____ Data shown
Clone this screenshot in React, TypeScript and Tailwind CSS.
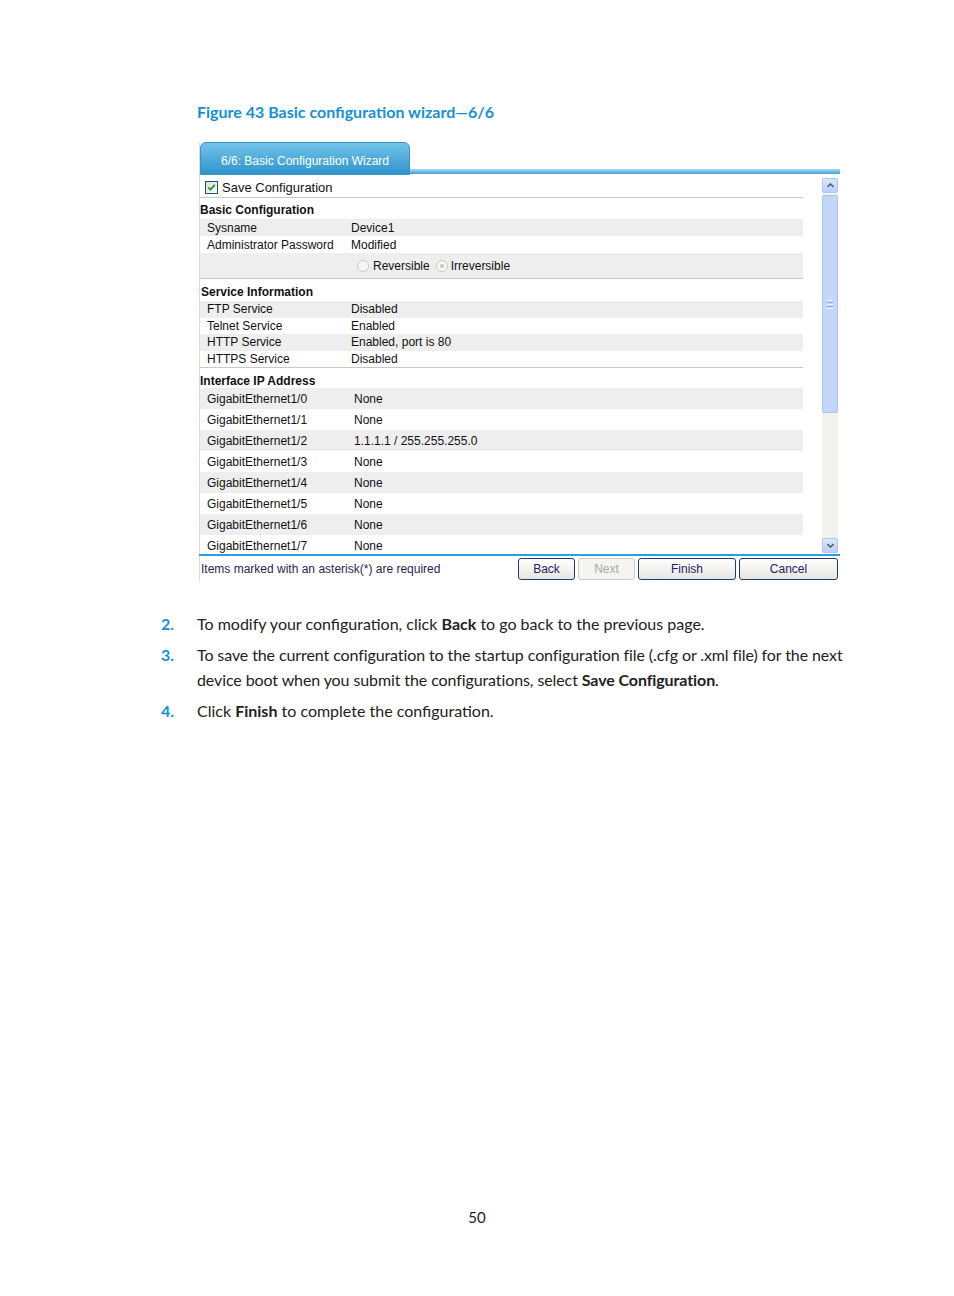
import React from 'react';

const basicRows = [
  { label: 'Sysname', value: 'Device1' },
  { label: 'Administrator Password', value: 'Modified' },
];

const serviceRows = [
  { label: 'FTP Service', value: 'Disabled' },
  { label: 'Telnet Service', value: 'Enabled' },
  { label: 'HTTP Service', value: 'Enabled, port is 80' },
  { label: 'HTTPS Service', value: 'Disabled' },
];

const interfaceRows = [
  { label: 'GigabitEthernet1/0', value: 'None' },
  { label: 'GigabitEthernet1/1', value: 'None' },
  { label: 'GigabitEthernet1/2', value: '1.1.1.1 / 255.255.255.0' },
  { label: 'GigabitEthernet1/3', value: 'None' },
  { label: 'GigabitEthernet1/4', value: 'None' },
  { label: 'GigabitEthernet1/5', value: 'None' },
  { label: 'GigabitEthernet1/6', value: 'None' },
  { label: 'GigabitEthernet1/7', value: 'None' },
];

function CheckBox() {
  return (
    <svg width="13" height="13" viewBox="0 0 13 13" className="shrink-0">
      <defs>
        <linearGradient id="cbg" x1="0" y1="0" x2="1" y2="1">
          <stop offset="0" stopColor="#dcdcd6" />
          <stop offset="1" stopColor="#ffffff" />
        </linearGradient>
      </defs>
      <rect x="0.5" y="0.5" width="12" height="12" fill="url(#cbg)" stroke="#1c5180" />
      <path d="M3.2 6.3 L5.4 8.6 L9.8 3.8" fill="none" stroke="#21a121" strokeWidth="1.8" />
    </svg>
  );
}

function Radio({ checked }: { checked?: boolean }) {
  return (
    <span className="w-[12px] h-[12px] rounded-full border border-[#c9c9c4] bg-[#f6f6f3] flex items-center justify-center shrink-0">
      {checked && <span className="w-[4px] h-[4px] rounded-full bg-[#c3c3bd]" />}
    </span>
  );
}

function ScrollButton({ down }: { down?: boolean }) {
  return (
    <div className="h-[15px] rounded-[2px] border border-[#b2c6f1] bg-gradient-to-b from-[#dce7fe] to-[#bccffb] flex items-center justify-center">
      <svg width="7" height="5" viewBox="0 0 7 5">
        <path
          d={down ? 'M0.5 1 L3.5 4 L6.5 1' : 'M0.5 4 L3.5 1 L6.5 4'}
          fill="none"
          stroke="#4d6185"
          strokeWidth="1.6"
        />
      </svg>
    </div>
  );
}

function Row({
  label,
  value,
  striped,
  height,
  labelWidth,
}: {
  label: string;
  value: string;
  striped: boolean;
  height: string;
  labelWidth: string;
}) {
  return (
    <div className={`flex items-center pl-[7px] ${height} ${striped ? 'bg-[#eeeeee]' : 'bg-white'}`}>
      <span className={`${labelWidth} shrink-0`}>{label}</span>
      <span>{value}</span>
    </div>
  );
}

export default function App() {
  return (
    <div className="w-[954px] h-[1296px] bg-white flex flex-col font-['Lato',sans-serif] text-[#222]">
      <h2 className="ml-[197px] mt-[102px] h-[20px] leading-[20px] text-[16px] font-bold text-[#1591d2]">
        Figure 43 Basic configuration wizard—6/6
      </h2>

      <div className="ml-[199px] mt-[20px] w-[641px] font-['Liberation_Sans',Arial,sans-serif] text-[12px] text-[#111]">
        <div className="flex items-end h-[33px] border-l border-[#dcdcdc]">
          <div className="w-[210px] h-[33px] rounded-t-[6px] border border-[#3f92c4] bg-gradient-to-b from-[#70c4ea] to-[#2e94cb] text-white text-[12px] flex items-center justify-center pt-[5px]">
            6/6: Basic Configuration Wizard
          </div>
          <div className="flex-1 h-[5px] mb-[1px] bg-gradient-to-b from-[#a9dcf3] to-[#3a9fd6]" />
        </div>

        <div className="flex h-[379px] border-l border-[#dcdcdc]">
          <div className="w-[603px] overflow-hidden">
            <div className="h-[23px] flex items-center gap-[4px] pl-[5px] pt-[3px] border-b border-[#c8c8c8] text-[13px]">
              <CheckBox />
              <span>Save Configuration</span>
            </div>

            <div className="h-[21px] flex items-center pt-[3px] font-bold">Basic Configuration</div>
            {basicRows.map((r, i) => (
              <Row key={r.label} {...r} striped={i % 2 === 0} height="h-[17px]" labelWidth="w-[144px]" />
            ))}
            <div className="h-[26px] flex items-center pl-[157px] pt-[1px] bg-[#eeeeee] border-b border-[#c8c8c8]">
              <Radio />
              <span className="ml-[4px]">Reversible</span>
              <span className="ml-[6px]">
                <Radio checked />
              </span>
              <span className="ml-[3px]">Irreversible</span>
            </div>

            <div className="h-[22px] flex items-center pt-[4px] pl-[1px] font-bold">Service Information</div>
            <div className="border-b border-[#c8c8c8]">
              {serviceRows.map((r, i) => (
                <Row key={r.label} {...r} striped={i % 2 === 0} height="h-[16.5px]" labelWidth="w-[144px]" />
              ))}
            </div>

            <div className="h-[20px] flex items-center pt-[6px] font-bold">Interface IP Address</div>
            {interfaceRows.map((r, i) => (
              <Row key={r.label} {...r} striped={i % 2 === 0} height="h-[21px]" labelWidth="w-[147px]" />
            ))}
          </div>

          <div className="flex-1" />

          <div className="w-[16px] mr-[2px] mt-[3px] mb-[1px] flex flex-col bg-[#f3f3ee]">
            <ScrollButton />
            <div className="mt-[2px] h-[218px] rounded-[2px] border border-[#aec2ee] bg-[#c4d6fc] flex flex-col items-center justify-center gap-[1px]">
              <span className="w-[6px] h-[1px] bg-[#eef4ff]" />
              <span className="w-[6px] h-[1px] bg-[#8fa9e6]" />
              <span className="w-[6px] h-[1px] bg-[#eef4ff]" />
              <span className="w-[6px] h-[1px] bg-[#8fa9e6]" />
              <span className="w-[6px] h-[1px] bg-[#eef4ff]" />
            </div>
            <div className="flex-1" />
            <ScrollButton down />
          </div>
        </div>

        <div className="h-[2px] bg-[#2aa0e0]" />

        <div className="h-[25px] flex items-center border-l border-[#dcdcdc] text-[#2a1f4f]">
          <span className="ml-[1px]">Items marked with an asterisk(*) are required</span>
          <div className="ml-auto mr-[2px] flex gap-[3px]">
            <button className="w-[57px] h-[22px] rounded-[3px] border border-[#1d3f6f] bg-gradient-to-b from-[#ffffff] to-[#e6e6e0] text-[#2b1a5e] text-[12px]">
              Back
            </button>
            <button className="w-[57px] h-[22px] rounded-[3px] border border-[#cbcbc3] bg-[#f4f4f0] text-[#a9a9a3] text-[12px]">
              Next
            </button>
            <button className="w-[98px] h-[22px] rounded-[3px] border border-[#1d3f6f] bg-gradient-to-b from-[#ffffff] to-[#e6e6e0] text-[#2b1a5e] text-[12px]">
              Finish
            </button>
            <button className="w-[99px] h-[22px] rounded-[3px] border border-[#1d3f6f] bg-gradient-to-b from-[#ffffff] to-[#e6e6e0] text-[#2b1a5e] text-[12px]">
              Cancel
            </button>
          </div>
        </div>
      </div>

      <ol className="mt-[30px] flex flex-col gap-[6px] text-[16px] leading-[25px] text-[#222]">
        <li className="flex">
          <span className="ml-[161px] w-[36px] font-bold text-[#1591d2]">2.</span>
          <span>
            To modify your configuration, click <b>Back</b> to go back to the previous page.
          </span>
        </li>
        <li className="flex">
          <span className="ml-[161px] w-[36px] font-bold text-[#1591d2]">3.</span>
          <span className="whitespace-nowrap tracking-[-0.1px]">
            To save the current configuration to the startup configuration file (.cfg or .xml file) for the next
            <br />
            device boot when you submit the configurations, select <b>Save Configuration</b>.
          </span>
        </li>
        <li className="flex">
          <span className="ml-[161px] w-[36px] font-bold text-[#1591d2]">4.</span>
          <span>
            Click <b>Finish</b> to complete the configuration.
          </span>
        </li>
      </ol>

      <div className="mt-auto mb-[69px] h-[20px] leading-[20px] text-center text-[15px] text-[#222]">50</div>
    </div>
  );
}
________
* **Challenge**
Copy out every line of the data that includes the word "React".

* **Complete response**
Clone this screenshot in React, TypeScript and Tailwind CSS.
import React from 'react';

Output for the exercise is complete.